### [Set task]
Your task is to quote the listing below exactly, beginning with its first line and ending on the line bearing "import React from".

### [Dataset content]
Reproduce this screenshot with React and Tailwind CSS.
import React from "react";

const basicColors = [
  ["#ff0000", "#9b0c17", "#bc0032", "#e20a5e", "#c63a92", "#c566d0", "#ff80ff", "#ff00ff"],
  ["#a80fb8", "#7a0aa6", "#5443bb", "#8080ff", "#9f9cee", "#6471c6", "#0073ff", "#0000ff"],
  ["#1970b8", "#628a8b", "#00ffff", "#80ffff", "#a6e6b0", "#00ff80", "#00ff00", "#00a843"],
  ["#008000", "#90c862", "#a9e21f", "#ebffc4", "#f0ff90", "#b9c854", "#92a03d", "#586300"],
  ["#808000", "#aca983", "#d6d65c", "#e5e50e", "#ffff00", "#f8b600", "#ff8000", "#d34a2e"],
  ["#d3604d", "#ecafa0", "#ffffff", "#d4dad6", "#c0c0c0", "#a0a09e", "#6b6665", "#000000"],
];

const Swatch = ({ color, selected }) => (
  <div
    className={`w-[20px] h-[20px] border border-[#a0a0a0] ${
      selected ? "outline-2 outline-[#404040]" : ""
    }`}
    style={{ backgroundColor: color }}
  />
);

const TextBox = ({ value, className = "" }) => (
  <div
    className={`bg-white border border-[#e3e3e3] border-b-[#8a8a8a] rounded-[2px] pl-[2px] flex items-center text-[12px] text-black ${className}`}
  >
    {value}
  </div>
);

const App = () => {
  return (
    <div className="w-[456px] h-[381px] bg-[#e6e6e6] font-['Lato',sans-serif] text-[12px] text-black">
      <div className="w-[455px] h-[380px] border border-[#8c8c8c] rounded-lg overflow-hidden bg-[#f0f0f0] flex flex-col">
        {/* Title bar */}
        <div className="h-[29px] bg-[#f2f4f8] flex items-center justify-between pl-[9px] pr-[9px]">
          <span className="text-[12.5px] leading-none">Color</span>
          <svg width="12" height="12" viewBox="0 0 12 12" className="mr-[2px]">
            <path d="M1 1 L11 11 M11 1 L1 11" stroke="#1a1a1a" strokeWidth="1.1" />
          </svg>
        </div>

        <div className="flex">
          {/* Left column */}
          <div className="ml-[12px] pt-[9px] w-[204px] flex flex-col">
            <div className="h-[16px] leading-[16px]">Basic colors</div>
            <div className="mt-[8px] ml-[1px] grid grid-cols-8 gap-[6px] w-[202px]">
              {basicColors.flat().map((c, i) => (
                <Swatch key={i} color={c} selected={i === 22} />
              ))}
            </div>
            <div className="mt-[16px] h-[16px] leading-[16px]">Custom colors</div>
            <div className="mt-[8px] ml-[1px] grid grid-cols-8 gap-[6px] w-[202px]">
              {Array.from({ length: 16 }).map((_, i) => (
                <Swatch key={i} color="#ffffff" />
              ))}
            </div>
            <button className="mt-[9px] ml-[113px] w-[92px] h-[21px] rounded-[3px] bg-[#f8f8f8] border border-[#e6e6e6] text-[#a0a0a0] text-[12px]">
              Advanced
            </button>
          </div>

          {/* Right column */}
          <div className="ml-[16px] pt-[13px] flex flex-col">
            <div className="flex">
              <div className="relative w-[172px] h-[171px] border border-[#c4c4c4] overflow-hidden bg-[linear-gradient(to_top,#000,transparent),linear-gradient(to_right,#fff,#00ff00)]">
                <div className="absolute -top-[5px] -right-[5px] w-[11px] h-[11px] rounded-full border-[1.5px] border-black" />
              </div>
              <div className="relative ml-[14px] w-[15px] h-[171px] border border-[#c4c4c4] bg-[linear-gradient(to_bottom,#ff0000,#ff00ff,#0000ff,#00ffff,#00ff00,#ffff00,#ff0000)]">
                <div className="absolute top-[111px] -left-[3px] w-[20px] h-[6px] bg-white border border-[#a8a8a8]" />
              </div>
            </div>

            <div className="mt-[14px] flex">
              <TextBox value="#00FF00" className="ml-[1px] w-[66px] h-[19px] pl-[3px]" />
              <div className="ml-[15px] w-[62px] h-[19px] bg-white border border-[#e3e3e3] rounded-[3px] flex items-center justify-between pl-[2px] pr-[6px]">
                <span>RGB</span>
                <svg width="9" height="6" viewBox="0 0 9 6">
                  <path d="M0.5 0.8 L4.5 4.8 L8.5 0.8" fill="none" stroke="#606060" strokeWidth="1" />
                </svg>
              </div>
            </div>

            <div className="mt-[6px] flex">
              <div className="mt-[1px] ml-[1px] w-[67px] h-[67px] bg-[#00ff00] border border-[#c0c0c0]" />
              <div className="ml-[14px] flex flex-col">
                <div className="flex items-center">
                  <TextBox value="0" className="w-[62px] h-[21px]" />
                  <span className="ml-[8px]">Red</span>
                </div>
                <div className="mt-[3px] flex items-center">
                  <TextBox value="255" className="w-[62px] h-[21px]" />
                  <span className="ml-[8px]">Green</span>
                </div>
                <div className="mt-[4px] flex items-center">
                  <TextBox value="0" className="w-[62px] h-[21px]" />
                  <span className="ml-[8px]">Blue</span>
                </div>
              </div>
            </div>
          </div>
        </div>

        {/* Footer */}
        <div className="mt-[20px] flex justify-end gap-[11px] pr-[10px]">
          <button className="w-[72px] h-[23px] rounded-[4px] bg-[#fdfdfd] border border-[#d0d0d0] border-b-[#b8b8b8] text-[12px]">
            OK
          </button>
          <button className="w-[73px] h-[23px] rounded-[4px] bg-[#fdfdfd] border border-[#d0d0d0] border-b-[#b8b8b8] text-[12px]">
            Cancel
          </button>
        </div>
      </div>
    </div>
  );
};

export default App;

### [Solution to this exercise]
Reproduce this screenshot with React and Tailwind CSS.
import React from "react";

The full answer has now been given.